# Challenge
Tally the lines of the data that include the word "React" and state the total, nothing else.

— Start of Stored data —

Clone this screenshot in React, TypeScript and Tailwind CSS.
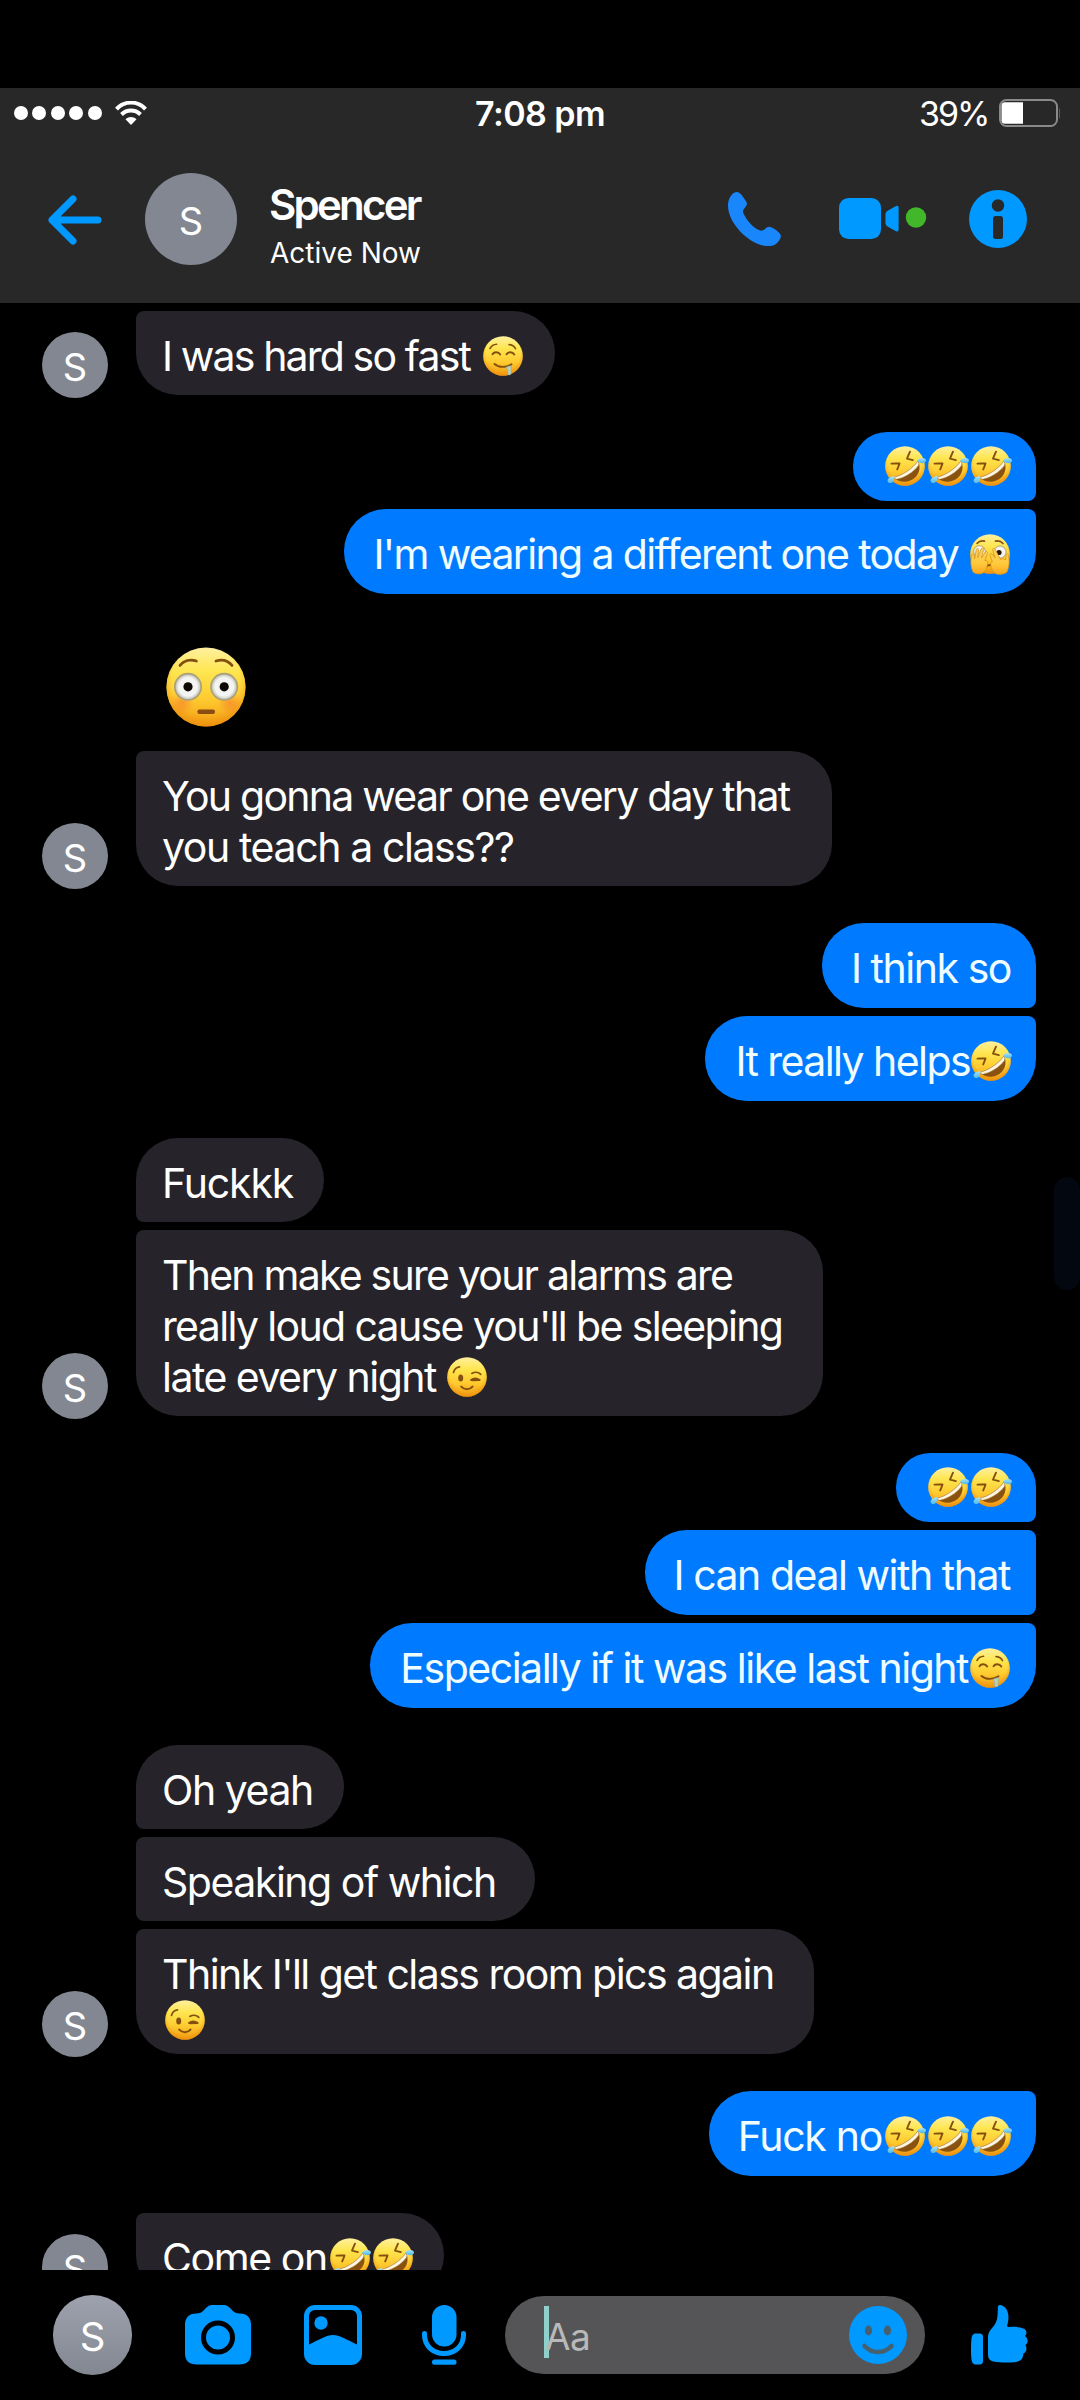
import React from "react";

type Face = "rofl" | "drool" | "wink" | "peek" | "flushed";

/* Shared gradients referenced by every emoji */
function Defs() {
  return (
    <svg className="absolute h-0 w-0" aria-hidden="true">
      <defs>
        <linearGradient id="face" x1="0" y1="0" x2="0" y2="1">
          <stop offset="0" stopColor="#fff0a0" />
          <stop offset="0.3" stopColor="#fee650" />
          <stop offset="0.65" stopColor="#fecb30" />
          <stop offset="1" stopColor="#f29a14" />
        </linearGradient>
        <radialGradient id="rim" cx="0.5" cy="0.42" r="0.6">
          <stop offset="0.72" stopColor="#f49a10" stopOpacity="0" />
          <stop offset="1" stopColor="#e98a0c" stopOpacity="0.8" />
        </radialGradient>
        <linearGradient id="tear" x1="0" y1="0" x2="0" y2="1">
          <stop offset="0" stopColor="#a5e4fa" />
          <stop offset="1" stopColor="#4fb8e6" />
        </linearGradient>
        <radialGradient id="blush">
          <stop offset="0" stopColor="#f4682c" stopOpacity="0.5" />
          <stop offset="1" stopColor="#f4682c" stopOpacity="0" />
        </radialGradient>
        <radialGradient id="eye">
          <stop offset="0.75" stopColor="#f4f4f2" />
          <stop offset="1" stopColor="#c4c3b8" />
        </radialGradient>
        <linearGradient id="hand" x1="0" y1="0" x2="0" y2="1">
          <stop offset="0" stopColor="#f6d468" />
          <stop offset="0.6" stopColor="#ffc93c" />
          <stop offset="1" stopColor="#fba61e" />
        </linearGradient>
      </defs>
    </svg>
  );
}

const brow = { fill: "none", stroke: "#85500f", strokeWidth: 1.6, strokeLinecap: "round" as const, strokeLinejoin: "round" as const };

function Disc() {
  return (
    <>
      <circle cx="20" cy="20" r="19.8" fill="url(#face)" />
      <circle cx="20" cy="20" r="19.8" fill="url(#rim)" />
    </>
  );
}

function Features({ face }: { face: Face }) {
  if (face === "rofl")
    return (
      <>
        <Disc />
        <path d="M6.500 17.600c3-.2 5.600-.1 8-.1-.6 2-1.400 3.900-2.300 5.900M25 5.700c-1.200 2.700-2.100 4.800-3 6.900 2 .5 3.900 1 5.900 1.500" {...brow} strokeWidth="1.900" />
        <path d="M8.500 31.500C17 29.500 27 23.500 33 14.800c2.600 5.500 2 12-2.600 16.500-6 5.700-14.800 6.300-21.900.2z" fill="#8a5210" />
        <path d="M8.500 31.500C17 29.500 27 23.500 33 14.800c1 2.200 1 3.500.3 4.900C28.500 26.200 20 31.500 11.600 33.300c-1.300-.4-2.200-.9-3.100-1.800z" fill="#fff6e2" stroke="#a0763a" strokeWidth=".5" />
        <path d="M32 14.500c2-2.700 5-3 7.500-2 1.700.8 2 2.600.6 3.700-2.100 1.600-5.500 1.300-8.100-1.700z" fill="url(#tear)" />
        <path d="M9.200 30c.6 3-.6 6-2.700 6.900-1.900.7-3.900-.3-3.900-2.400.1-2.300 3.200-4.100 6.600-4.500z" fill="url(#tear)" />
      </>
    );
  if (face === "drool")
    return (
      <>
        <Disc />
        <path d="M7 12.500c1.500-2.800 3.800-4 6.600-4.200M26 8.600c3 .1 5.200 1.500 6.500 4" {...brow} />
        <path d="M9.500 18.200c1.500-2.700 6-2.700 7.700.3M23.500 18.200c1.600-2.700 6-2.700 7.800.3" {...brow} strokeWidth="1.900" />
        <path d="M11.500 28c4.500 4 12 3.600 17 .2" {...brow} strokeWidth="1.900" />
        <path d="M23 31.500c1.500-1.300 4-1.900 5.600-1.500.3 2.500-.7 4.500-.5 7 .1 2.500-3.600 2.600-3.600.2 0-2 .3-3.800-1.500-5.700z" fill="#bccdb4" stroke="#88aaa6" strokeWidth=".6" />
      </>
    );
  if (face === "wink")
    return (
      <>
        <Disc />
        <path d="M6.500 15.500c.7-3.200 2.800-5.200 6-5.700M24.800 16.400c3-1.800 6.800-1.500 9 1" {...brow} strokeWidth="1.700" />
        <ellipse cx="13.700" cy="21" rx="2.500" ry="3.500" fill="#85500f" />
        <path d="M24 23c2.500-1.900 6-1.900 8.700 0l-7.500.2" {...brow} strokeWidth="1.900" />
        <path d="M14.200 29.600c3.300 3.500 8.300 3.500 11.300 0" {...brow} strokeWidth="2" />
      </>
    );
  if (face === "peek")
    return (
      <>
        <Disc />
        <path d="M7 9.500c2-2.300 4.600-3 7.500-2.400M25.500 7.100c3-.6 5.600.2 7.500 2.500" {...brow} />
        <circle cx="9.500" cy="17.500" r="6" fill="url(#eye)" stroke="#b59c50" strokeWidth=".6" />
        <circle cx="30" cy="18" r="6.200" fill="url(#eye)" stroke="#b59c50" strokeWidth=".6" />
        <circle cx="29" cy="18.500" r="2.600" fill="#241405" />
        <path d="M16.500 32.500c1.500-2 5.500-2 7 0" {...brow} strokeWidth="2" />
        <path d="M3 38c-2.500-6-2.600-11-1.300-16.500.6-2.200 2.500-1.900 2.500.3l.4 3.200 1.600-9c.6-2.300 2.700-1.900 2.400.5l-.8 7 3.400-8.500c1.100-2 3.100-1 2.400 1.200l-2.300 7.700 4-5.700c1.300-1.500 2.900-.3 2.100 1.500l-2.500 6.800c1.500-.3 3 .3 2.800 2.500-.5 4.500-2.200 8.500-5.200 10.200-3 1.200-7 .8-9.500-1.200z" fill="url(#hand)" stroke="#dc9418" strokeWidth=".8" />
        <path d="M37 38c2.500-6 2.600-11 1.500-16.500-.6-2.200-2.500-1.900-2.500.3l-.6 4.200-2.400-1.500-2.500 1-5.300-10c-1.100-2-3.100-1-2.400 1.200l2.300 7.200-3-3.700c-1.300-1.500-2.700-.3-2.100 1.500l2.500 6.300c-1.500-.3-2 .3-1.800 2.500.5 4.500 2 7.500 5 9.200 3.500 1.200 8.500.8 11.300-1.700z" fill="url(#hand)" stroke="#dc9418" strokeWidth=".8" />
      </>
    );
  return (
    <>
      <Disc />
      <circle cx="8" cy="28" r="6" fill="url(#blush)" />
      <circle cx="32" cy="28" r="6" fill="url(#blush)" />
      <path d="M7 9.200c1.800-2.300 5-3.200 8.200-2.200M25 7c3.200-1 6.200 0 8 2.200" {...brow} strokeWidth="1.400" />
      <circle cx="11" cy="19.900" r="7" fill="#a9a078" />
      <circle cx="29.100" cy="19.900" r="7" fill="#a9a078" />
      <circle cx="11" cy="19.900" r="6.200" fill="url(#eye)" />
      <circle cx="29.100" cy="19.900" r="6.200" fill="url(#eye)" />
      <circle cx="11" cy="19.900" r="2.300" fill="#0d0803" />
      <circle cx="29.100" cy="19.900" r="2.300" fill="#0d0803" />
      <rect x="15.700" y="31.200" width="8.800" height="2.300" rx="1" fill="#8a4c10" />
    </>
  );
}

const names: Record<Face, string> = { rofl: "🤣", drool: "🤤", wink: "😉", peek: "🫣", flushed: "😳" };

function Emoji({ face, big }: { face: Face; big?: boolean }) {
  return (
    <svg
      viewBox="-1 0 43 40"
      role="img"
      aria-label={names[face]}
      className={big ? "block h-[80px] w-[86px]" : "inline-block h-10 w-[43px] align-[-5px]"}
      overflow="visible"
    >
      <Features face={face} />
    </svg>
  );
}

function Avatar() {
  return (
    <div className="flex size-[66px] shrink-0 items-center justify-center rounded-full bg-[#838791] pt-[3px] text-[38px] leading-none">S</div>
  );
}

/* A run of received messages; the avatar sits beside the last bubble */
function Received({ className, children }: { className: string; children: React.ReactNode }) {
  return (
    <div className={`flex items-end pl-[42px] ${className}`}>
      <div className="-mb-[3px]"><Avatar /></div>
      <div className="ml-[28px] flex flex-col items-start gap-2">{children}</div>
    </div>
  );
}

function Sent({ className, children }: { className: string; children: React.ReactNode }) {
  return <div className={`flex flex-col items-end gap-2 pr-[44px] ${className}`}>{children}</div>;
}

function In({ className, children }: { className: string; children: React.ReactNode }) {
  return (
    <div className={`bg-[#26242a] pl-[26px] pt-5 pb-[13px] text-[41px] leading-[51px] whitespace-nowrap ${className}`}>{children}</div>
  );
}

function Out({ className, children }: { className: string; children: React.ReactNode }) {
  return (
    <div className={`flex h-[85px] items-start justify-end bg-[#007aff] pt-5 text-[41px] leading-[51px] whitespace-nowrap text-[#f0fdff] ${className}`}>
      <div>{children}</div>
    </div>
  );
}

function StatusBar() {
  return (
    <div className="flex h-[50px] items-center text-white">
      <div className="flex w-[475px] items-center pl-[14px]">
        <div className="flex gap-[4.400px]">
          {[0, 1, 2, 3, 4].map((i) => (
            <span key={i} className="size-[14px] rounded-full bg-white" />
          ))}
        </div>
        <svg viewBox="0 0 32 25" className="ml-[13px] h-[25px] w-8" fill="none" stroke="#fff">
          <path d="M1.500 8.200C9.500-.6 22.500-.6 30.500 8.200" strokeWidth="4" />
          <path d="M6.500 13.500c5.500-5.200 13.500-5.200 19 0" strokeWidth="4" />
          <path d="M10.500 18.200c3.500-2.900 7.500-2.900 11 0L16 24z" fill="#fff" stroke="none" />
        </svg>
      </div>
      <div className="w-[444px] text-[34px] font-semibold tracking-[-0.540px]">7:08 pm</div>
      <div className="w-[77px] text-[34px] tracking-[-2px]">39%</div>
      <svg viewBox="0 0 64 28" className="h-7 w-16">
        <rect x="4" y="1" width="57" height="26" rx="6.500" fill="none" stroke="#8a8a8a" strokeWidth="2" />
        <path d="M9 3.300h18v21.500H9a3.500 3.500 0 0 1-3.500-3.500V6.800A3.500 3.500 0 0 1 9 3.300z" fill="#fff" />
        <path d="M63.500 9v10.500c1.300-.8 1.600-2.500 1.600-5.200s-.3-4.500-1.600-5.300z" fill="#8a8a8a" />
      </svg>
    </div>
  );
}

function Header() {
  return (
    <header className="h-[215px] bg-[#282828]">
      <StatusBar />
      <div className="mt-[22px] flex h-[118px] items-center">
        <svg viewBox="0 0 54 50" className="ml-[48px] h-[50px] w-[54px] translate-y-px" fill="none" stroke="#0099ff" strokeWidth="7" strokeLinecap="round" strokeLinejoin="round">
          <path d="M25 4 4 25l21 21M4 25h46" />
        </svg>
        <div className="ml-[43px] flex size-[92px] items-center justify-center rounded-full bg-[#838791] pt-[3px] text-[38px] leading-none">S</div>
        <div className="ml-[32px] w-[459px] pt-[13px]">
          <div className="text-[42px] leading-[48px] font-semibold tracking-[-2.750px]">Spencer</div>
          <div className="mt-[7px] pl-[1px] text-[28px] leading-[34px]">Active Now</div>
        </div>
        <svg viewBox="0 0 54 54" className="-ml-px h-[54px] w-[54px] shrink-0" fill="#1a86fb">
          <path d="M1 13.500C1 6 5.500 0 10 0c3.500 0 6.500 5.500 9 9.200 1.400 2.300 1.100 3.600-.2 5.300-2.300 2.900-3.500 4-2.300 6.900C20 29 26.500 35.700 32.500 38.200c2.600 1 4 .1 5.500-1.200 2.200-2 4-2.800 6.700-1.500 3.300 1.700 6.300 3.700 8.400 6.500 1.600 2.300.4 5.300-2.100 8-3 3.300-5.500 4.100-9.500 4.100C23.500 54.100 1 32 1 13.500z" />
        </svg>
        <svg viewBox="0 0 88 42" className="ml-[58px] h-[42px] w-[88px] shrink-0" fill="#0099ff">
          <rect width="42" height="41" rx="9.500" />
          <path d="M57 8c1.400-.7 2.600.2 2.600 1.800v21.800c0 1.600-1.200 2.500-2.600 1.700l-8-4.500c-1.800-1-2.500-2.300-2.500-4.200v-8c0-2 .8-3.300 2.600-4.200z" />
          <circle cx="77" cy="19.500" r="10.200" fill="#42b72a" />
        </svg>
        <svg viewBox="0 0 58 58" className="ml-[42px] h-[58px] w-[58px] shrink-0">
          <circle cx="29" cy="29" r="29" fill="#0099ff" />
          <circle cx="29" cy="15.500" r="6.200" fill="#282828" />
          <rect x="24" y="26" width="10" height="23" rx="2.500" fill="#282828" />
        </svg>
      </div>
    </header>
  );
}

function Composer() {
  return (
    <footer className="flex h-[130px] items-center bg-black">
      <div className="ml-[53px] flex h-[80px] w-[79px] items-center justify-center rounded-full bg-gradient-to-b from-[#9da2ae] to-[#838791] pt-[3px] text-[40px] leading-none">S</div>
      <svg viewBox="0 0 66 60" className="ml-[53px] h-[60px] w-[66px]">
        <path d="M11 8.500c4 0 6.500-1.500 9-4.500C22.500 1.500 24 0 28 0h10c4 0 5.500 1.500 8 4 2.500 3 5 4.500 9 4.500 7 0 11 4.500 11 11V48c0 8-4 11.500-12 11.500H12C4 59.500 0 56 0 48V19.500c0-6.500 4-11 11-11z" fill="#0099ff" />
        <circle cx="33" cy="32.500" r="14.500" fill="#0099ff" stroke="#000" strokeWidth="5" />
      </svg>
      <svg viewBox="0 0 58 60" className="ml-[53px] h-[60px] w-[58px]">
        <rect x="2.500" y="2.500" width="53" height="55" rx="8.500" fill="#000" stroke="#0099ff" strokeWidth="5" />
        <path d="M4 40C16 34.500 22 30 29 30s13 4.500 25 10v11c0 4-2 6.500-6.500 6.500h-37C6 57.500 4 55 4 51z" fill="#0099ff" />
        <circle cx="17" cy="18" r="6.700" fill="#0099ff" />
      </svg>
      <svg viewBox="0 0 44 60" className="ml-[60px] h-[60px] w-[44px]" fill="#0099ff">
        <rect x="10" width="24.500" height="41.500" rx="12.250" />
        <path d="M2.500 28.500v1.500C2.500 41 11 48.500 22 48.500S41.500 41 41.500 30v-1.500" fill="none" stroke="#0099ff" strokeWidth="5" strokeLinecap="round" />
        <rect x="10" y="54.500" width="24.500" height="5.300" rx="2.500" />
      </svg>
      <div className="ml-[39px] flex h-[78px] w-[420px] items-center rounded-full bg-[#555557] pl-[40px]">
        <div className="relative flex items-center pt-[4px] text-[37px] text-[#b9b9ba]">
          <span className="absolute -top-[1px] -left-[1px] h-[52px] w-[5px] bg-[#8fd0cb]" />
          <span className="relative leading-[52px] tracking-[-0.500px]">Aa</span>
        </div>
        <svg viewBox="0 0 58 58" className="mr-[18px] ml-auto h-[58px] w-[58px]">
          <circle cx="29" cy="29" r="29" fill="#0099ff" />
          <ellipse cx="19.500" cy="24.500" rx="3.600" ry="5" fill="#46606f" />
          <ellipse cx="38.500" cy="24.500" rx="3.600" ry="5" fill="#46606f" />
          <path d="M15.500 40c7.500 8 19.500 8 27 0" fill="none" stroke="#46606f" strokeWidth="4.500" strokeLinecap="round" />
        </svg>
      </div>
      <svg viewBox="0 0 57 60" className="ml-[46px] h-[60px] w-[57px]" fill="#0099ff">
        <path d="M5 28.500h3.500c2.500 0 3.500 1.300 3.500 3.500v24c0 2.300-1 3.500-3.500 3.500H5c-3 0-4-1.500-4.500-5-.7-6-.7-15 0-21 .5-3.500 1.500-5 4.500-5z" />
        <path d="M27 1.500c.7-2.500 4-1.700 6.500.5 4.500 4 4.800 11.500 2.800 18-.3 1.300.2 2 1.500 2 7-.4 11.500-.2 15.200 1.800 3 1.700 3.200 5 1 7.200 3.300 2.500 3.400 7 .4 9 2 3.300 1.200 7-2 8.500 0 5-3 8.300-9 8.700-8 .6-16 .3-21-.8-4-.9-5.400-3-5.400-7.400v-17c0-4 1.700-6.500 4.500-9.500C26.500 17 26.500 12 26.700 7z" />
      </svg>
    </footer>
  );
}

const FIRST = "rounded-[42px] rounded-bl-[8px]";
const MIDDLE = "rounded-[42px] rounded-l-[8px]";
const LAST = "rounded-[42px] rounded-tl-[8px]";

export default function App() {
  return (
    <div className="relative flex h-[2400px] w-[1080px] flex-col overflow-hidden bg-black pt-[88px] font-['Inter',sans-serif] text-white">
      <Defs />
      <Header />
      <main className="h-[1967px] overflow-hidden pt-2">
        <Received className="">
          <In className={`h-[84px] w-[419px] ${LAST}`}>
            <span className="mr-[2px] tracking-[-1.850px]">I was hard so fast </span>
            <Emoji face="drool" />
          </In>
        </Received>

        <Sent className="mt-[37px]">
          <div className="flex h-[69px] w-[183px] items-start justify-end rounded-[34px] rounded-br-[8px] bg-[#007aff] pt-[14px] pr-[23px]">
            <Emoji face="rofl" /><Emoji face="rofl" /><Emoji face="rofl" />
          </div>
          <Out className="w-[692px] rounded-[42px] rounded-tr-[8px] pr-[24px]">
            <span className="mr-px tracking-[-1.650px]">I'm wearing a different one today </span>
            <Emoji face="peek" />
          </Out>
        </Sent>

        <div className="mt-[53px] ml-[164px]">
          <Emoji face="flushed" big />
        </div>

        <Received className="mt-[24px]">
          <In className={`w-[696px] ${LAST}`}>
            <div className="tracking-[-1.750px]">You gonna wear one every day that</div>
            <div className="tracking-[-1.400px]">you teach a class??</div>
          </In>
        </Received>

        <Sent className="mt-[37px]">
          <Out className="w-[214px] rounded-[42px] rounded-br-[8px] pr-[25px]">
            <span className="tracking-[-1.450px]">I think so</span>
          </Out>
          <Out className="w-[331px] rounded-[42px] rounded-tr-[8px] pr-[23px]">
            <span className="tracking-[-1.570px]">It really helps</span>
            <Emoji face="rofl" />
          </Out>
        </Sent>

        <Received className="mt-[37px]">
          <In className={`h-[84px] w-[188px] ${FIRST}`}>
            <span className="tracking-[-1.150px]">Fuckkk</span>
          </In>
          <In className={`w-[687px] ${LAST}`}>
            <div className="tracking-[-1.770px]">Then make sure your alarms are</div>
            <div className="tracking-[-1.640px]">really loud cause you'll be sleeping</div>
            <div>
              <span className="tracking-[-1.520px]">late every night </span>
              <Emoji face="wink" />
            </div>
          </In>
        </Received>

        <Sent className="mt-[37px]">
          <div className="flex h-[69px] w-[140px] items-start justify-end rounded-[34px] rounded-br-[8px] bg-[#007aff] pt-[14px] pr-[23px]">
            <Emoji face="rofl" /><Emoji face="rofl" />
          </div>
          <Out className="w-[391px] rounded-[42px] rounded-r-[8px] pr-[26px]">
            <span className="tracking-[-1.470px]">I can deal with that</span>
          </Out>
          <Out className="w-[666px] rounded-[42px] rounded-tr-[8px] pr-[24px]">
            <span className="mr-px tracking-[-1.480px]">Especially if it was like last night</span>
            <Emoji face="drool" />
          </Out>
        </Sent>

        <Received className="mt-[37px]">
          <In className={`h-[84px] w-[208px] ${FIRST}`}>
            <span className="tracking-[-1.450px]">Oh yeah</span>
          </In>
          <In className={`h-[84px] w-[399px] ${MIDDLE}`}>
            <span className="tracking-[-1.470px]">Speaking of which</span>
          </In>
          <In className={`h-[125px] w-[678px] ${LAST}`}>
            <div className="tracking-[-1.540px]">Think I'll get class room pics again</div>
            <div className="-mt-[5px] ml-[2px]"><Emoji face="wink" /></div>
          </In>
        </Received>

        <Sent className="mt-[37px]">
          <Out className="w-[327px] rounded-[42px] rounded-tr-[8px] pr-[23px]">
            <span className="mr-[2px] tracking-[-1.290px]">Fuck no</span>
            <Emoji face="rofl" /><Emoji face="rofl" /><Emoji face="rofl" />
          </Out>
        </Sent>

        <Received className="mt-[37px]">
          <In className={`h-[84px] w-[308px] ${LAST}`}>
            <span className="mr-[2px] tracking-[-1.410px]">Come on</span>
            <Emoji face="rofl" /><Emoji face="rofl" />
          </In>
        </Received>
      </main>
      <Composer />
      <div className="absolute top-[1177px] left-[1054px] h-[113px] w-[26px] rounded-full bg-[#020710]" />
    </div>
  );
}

— End of Stored data —

# Reply to the exercise
6